Identification of crucial genes sustaining the curled leaf phenotype in perennial transgenic poplar via advanced proteomic and phosphoproteomic analyses

Populus tomentosa hybrid poplar 741 is a superior tree species in northern China. Due to its rapid growth, high productivity, and range of available genetic tools, it has always been a focus of forestry research. The perennial genetically modified Populus 741, exhibiting sustained overexpression of PtoCYCD3;3, consistently shows adaxial curvature and pronounced surface wrinkling. The curvature of leaves holds great significance for forestry production systems. Moderate leaf curling can optimize the angle of light reception, thereby enhancing the efficiency of light absorption and photosynthetic performance, shortening the wood maturation cycle, and improving economic feasibility. Protein phosphorylation modification is a major regulatory mechanism in the cell cycle process. To investigate these morphological changes, TMT quantitative proteomics and phosphoproteomics were performed on leaves of transgenic and wild-type plants. Among 6005 identified proteins, 648 showed increased abundance, whereas 386 were reduced. In phosphoproteomics, 68 proteins exhibited differential phosphorylation, with 31 increasing and 37 decreasing. Quantitative proteomics identified significant changes in protein abundance associated with photosynthesis, phytohormones, and cell proliferation. Notably, histone deacetylase 6 (HDA6), ANGUSTIFOLIA (AN), and cellulose synthase-like (CSL) proteins associated with leaf curling were significantly upregulated in transgenic poplar.

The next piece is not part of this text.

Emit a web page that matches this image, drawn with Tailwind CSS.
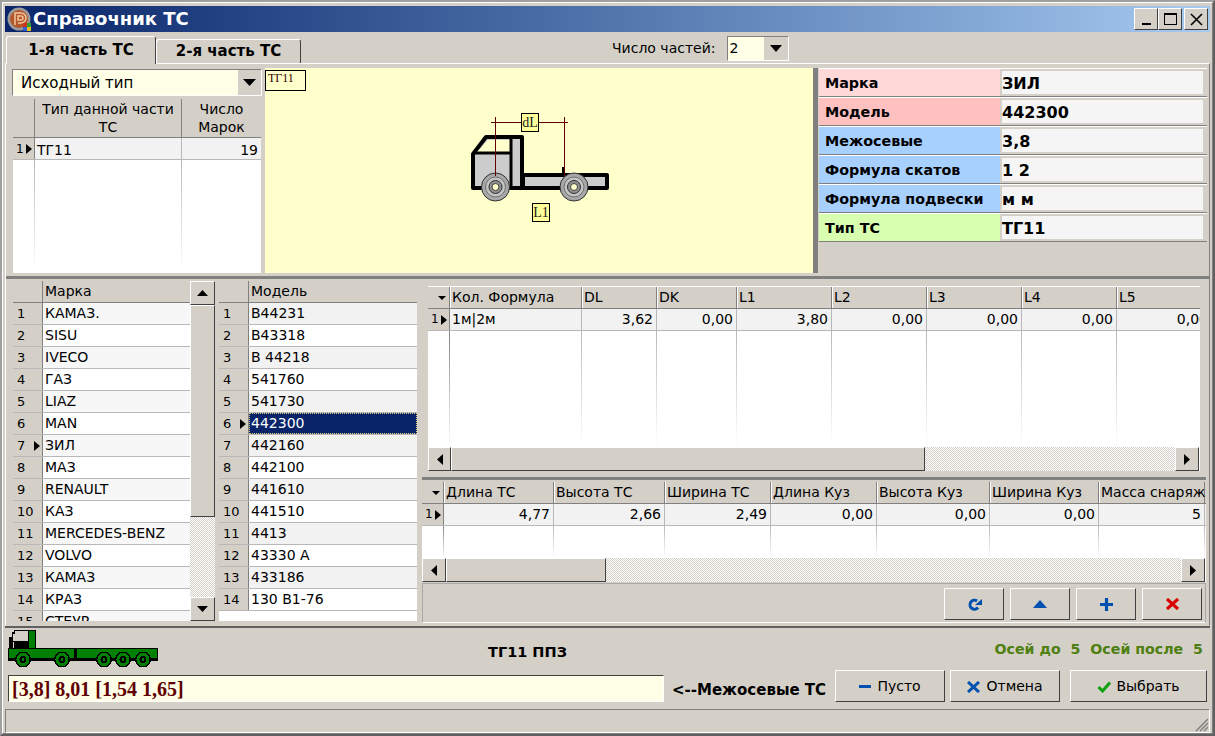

Phosphoproteomics revealed enrichment of proteins such as HERK1, DGK, OST1, and BIG, which are involved in brassinosteroid (BR), abscisic acid (ABA), and other phytohormone signaling pathways. These analyses demonstrated the impact of exogenous gene PtoCYCD3;3 integration on photosynthetic pathways, hormone signaling, and cell proliferation, highlighting its role in modulating leaf morphogenesis in perennial Populus 741.

Significance

Current assessments of the effects of exogenously introduced genes in Populus species are largely limited to short-term studies in annual or semiannual genetically modified specimens. In this study, we collected mature leaves from both perennial wild-type and transgenic 741 poplar trees and conducted comprehensive proteomic and phosphoproteomic analyses. The results not only revealed alterations in the abundance of multiple proteins associated with leaf curling but also elucidated key plant hormones and signaling pathways involved in leaf morphogenesis. These findings complement the signaling network involved in leaf morphogenesis and provide a novel perspective for studying perennial transgenic plants.